Two other gardeners’ iris should be mentioned: one because of its potential and growing importance.

The other is so easy to grow and inexpensive that it is the best introduction to iris for the timid new gardener. They are the Louisiana iris and the bulbous Dutch iris..

Louisiana Iris

Though originating in bogs in the bayou country, the former doesn’t insist on hogs: like Southern girls, they are perfectly at home in New York and farther north, too.

With a color range almost as wide as the tall bearded, they have grace and distinction in form and will thrive in hot, moist areas where the tall bearded fail.

Dutch Iris

The Dutch iris blooms with tulips and plays an excellent second fiddle to them in the early spring garden, giving nice variety in flower form when tulips are numerous.

Easily planted in groups between late growing perennials, such as Baptista, phlox, and peonies. It is out of the way before they begin to crowd.

When one color is repeated in all parts of the garden, it tends to pull together the scattered bits of color common in early gardens before spring bloom hits its peak.

The variety, Wedgwood, is excellent because it is the color of the sky.

Several different colors are used together to create a distracting effect.

Avoid the noisy bicolors and those unpleasant expensive new mustard yellow and brownish purple combinations completely.

A note on the way things are in the iris world: When Lady Mohr was introduced about 10 years ago at $30, that amount would have bought a thousand Dutch irises.

Lady Mohr now sells for less than one dollar and is still fine.

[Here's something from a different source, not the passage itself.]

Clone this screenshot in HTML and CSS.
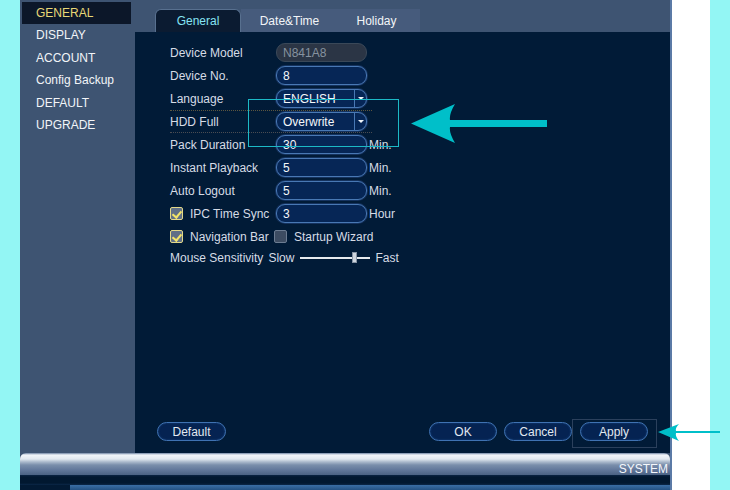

Valuable Gardening With Iris

In gardening with an iris, never let the cost of an iris determine its value. Cheap ones can become jewels if used properly in your garden.

Somebody else’s iris which may include the newest introductions costing $10 or more apiece, may look tacky and vulgar with cerise peonies, orange lilies, and mixed pansies.

It just requires a lot of restraint and a little planning to give iris a chance to show how beautiful they can be and how delightful they make your garden.